Task to carry out ->
Locate each line containing the string "screenshot" and copy it out.

****

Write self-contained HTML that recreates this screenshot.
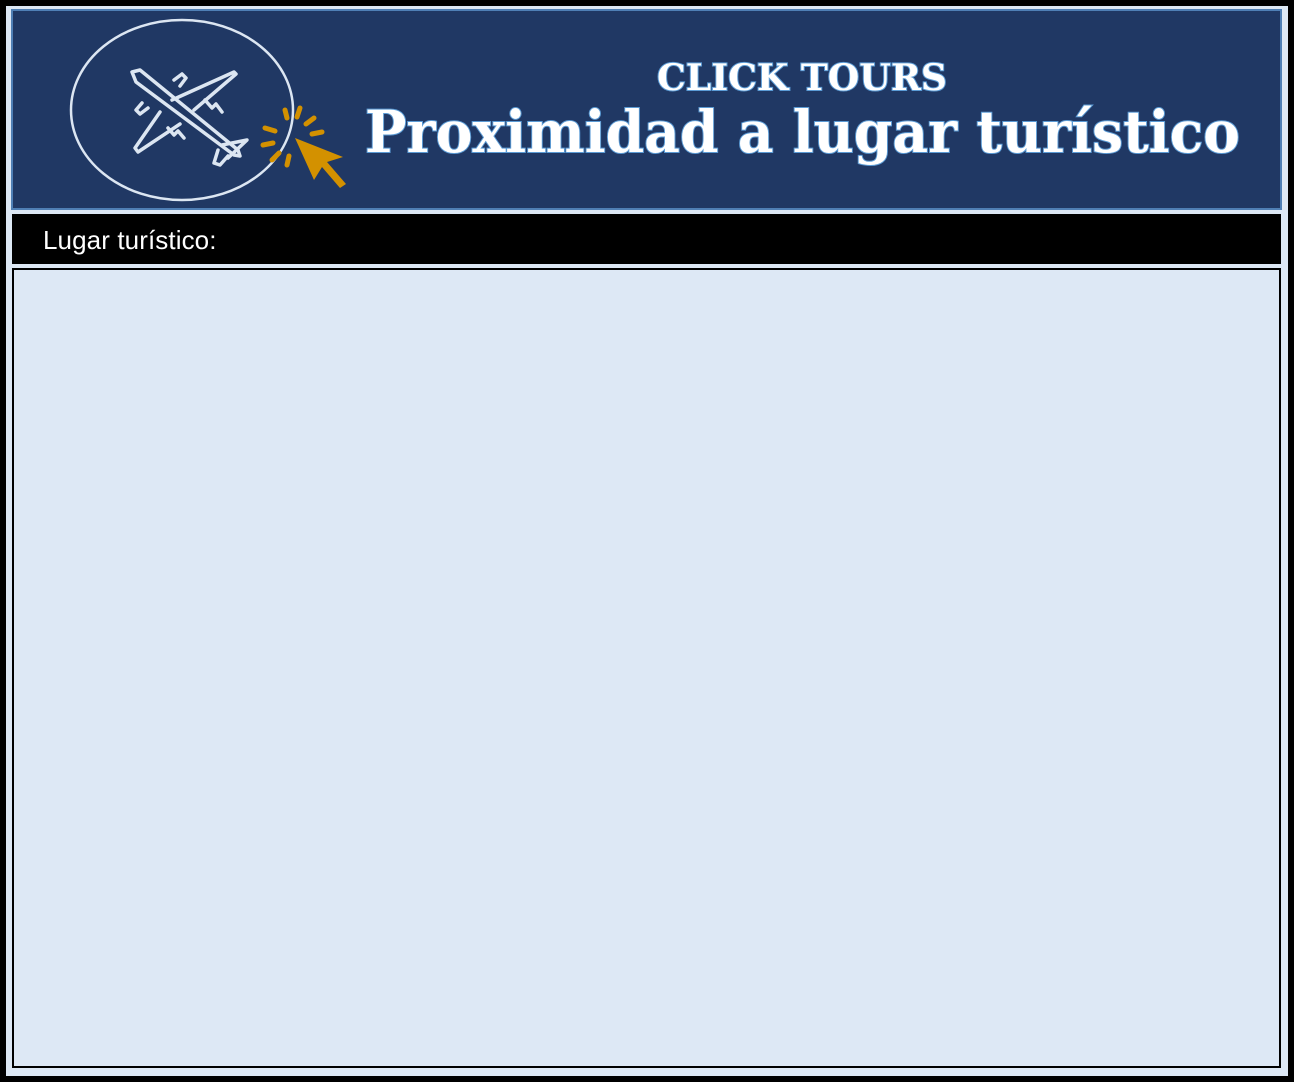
<!DOCTYPE html>
<html><head><meta charset="utf-8"><style>
*{margin:0;padding:0;box-sizing:border-box}
body{width:1294px;height:1082px;background:#000;position:relative;overflow:hidden}
#bg{position:absolute;left:6px;top:6px;width:1282px;height:1070px;background:#dde8f5}
#hdr{position:absolute;left:11px;top:9px;width:1271px;height:201px;background:#203864;border:2px solid #4f7fb5}
#bar{position:absolute;left:12px;top:214px;width:1269px;height:50px;background:#000;color:#fff;font:26px "Liberation Sans",sans-serif;padding:11px 0 0 31px;letter-spacing:0.1px}
#box{position:absolute;left:12px;top:268px;width:1269px;height:800px;border:2px solid #000;background:#dde8f5}
</style></head><body>
<div id="bg"></div>
<div id="hdr"></div>
<svg style="position:absolute;left:0;top:0" width="1294" height="215">
<ellipse cx="182" cy="110" rx="111" ry="90" fill="none" stroke="#dce6f2" stroke-width="2.5"/>
<g fill="none" stroke="#dce6f2" stroke-width="3.5" stroke-linejoin="round" stroke-linecap="round">
<path d="M132 72 L140 70 L238 150 L240 156 L234 155 L136 82 Z"/>
<path d="M172 100 L234 72 L236 74 L194 110"/>
<path d="M160 112 L135 148 L138 152 L180 124"/>
<path d="M174 80 L182 74 L186 78 L180 86"/>
<path d="M142 103 L136 110 L140 114 L148 108"/>
<path d="M222 145 L247 140 L228 158"/>
<path d="M218 150 L214 163 L220 165 L228 156"/>
<path d="M205 100 L212 108 L216 104 L222 112"/>
<path d="M168 128 L174 135 L178 131 L184 138"/>
</g>
<g stroke="#d39100" stroke-width="5" stroke-linecap="round">
<path d="M285 110 L287 118"/><path d="M300 108 L297 117"/><path d="M314 118 L306 124"/>
<path d="M322 132 L312 134"/><path d="M265 128 L275 131"/><path d="M263 145 L273 143"/>
<path d="M272 160 L279 153"/><path d="M287 165 L289 156"/>
</g>
<path d="M295 138 L343 157 L327 162 L346 184 L340 188 L322 167 L314 180 Z" fill="#d39100"/>
<g font-family="'DejaVu Serif','Liberation Serif',serif" font-weight="bold" fill="#fff" stroke="#5b9bd5" stroke-width="2" paint-order="stroke">
<text x="657" y="90" font-size="36" textLength="290" lengthAdjust="spacingAndGlyphs">CLICK TOURS</text>
<text x="365" y="152" font-size="58" textLength="875" lengthAdjust="spacingAndGlyphs">Proximidad a lugar turístico</text>
</g>
</svg>
<div id="bar">Lugar turístico:</div>
<div id="box"></div>
</body></html>
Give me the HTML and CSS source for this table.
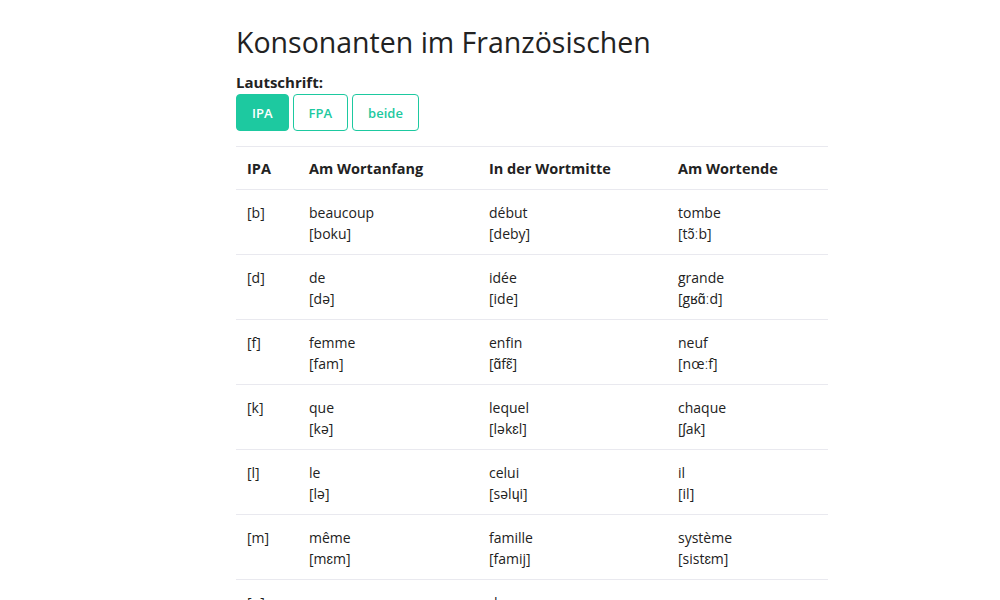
FILE: index.html
```html
<!DOCTYPE html>
<html lang="de">
<head>
    <meta charset="UTF-8">
    <meta name="viewport" content="width=device-width, initial-scale=1.0">
    <title>Konsonanten im Französischen</title>
    <link rel="stylesheet" href="styles.css">
</head>
<body>
    <div class="page">
        <h1>Konsonanten im Französischen</h1>

        <!-- Lautschrift Auswahl -->
        <div class="label">Lautschrift:</div>
        <div class="switch">
            <button class="active">IPA</button>
            <button>FPA</button>
            <button>beide</button>
        </div>

        <!-- Tabelle -->
        <table class="sounds">
            <colgroup>
                <col class="c-ipa">
                <col class="c-start">
                <col class="c-mid">
                <col class="c-end">
            </colgroup>
            <thead>
                <tr>
                    <th>IPA</th>
                    <th>Am Wortanfang</th>
                    <th>In der Wortmitte</th>
                    <th>Am Wortende</th>
                </tr>
            </thead>
            <tbody>
                <tr>
                    <td>[b]</td>
                    <td>beaucoup<br><span class="ph">[boku]</span></td>
                    <td>début<br><span class="ph">[deby]</span></td>
                    <td>tombe<br><span class="ph">[tɔ̃ːb]</span></td>
                </tr>
                <tr>
                    <td>[d]</td>
                    <td>de<br><span class="ph">[də]</span></td>
                    <td>idée<br><span class="ph">[ide]</span></td>
                    <td>grande<br><span class="ph">[gʁɑ̃ːd]</span></td>
                </tr>
                <tr>
                    <td>[f]</td>
                    <td>femme<br><span class="ph">[fam]</span></td>
                    <td>enfin<br><span class="ph">[ɑ̃fɛ̃]</span></td>
                    <td>neuf<br><span class="ph">[nœːf]</span></td>
                </tr>
                <tr>
                    <td>[k]</td>
                    <td>que<br><span class="ph">[kə]</span></td>
                    <td>lequel<br><span class="ph">[ləkɛl]</span></td>
                    <td>chaque<br><span class="ph">[ʃak]</span></td>
                </tr>
                <tr>
                    <td>[l]</td>
                    <td>le<br><span class="ph">[lə]</span></td>
                    <td>celui<br><span class="ph">[səlɥi]</span></td>
                    <td>il<br><span class="ph">[il]</span></td>
                </tr>
                <tr>
                    <td>[m]</td>
                    <td>même<br><span class="ph">[mɛm]</span></td>
                    <td>famille<br><span class="ph">[famij]</span></td>
                    <td>système<br><span class="ph">[sistɛm]</span></td>
                </tr>
                <tr>
                    <td>[n]</td>
                    <td>nous<br><span class="ph">[nu]</span></td>
                    <td>donner<br><span class="ph">[dɔne]</span></td>
                    <td>une<br><span class="ph">[yn]</span></td>
                </tr>
            </tbody>
        </table>
    </div>
</body>
</html>
```

FILE: styles.css
```css
body {
    margin: 0;
    font-family: "Open Sans", Arial, sans-serif;
    font-size: 14px;
    color: #222;
    background-color: #fff;
}

.page {
    width: 592px;
    margin-left: 236px;
}

h1 {
    font-size: 28.5px;
    font-weight: 400;
    line-height: 36px;
    margin: 24px 0 12px;
}

.label {
    font-size: 15px;
    font-weight: 700;
    line-height: 20px;
    margin-bottom: 2px;
}

/* Umschalter */
.switch {
    display: flex;
    gap: 4px;
    margin-bottom: 15px;
}

.switch button {
    font-family: inherit;
    font-size: 13px;
    font-weight: 600;
    height: 37px;
    padding: 0 15px;
    background-color: #fff;
    color: #1dc9a0;
    border: 1px solid #1dc9a0;
    border-radius: 4px;
    cursor: pointer;
}

.switch button.active {
    background-color: #1dc9a0;
    color: #fff;
}

/* Tabelle */
.sounds {
    width: 592px;
    border-collapse: collapse;
    table-layout: fixed;
}

.c-ipa { width: 62px; }
.c-start { width: 180px; }
.c-mid { width: 189px; }
.c-end { width: 161px; }

.sounds th,
.sounds td {
    text-align: left;
    vertical-align: top;
    padding: 12px 11px 10px;
    line-height: 21px;
    border-top: 1px solid #e9e9ef;
}

.sounds th {
    font-size: 14.5px;
    font-weight: 700;
    padding: 11px 11px 10px;
}
```
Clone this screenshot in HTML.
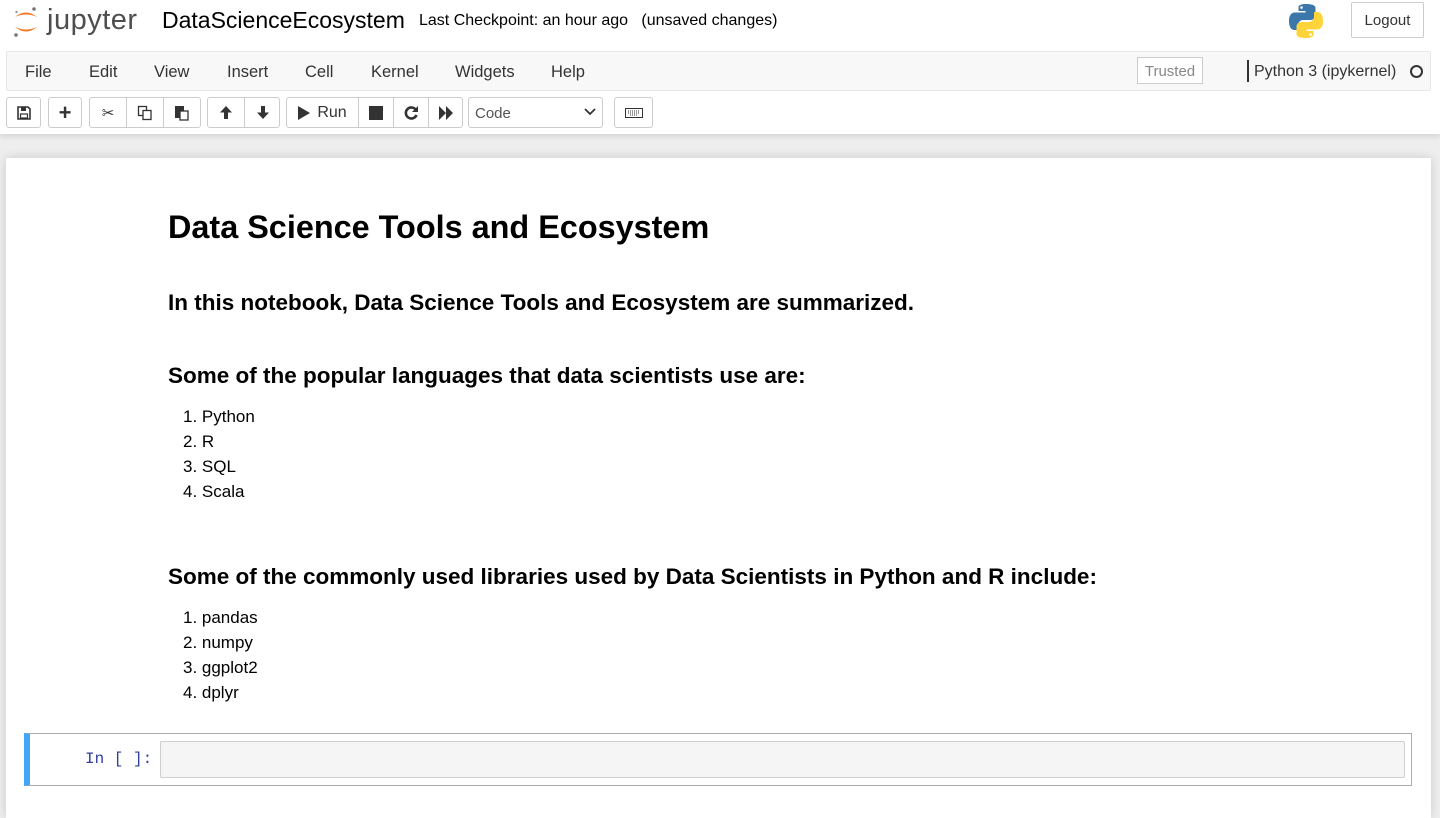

****

Expected answer ->
Write self-contained HTML that recreates this screenshot.
Clone this screenshot in HTML.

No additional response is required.